On the one hand, it’s a ludicrously overblown, melodramatic epic (thanks largely to producer Jim Steinman) that takes forever to get going – arguably the template for the entire Power Ballad genre to come. On the other… what a tune!
 
You couldn’t get it out of your head to such an extent that even today, if someone says the phrase “Every now and then,” my mind immediately flashes to Bonnie Tyler, with her big hair and even bigger voice, bellowing out that tune.
 
So much so that it’s easy to forget she had a bunch of other hits, starting with Lost In France.

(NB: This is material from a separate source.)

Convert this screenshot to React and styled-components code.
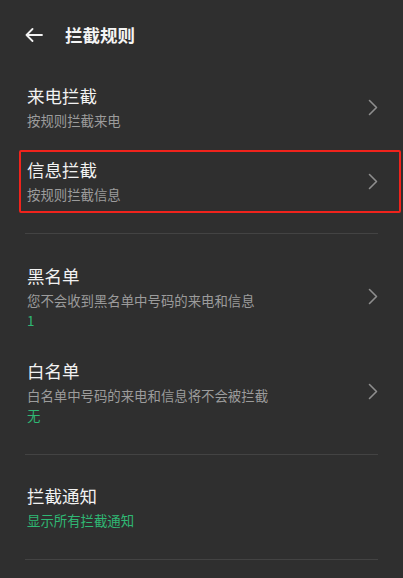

And while not as much of an earworm, it can still come to mind if I am ever in need of directions across the Channel.
 
Then there was the country-adjacent It’s A Heartache, an apt genre for a girl who was, like Loretta Lynn before her, a coal miner’s daughter – albeit one from Neath rather than the Appalachians.
 
I confess I rather liked it at the time, though I would never have admitted it in 1977 when I was far more interested in the Pistols and the Clash and the Ramones.
 
Perhaps because of that, I had no idea she had had a go at Creedence’s song Have You Ever Seen The Rain, which was not quite a hit in the same year, 1983, as Total Eclipse Of The Heart.
 
Producer Jim Steinman gives the song a new arrangement, led by the trademark piano of Roy Bittan alongside fellow E Street Band drummer Max Weinberg, and a histrionic guitar solo by Rick Derringer.
 
Then there is the truly bizarre country-house video that seems to have nothing at all to do with rain (or the stopping of it), but has a strong Eighties vibe – a window smashing, a glass of red wine that seems to be in the middle of a field suddenly exploding – that reminds me of the one for Vienna by Ultravox.
 
I love the way Bonnie tackles the song, achieving the near-impossible by out-rasping John Fogerty, and dialling up her characteristic no-holding-back approach as the song builds to a squealy-guitar-aided climax.
 
It’s easy to imagine Gaynor Hopkins bringing the house down in those rowdy rugby clubs and working men’s clubs in South Wales before she was discovered and brought to London to become a star.
 
I never realised that her husky rasp only came about after she had recorded her first album – and her first two hits, Lost In France and More Than A Lover – when she developed polyps and needed surgery on her vocal cords.
 
I wonder whether she ever got up and entertained holidaymakers in her retirement home of Faro, though she never retired – she showcased a brand new song when she performed at a sold-out Shepherd’s Bush Empire in March this year (2026).